Mini-Review: Magi Season 1

So I didn't post a little thing when I caught up with Naruto (this arc has been pretty weak, though the last episode I saw, Shiro vs Torune, was unexpectedly good, probably because Naruto shuts his stupid fat mouth and lets the interesting characters take the lead), but then I went on to Magi. I hadn't heard much about it, just saw that it was being highly rated, and so I didn't realize that the show hadn't ended yet.

Bottom line:
Season 1 avoids a lot of the more irritating shonen tropes and has a good amount of complexity. The characters are all typically heroic, but even down into the supporting cast there aren't a lot of "stock" characters. Probably the stand out feature that really pushes the story in a unique direction is Aladdin's commitment to pacifism that is neither absolute nor dropped at the first pretext.

Season 1 is a solid 8/10.

Reviewing half a show:
I don't like to watch incomplete shows because I can't stand waiting.
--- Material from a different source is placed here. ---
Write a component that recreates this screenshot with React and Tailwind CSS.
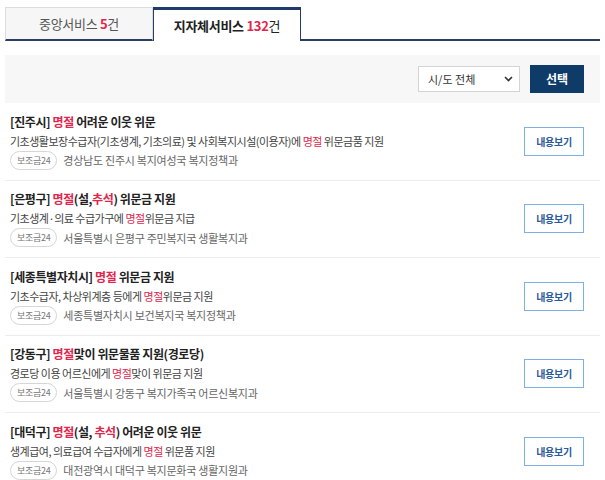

I don't like to review incomplete shows because I view an anime series as a single body of work, like a book. To offer a full review of Magi at episode 25 would be like reviewing Lord of the Rings halfway through Two Towers and couldn't possibly do justice to the work as a whole. Season 2 is confirmed for this fall, though, and looks to be in a good position to wrap up the story, so expect a full review this time next year.

In the meantime, if you are a normal person who can watch just one season at a time an not get frustrated, Magi is definitely a cut above your usual Shonen fare.

The expansive adventure of Magi is captured more maturely with the two Fullmetal Alchemists and less maturely (as in, targeted towards a younger demo) with Avatar: Last Airbender (and probably Legend of Korra, but I haven't seen that yet). Also, for some reason Pandora Hearts comes to mind as a more character focused show that might be of interest if you can get past (or appreciate) the more goth setting.

Assorted Extra Thoughts:

  • I am an economist by training, so the fact that the middle portion of the show was essentially a leftist coup explicitly underpinned by neo-reactionary mercantilism was very interesting. For those without such a background, know that our storytellers don't quite understand why inflation, paper money, and fiat money are problems. They certainly do have drawbacks, and inflation is one of them as is benefits to the politically connected at the expense of the rest of the nation, but the proposed mechanisms by which they damage the economy are very confused. And it is implied in parts that part of the Kou domination of Balbadd is the coerced entry into a free trade regimen, prohibiting sovereign control which usually consists of nothing more exotic than the imposition of tariffs and regulations which for all the damage this may do to the state should enliven, not enervate, the docks. Of course this is accompanied by a regime of sanctions, so all together we have a realistically nonsensical muddle of economic policies. Go watch Spice and Wolf for an example of how to do these things right.
  • Most of the animation is high quality, but those teeth are just so weird and bothersome. I don't know if this is how they are always drawn and I am just now noticing, but something about them was just distracting.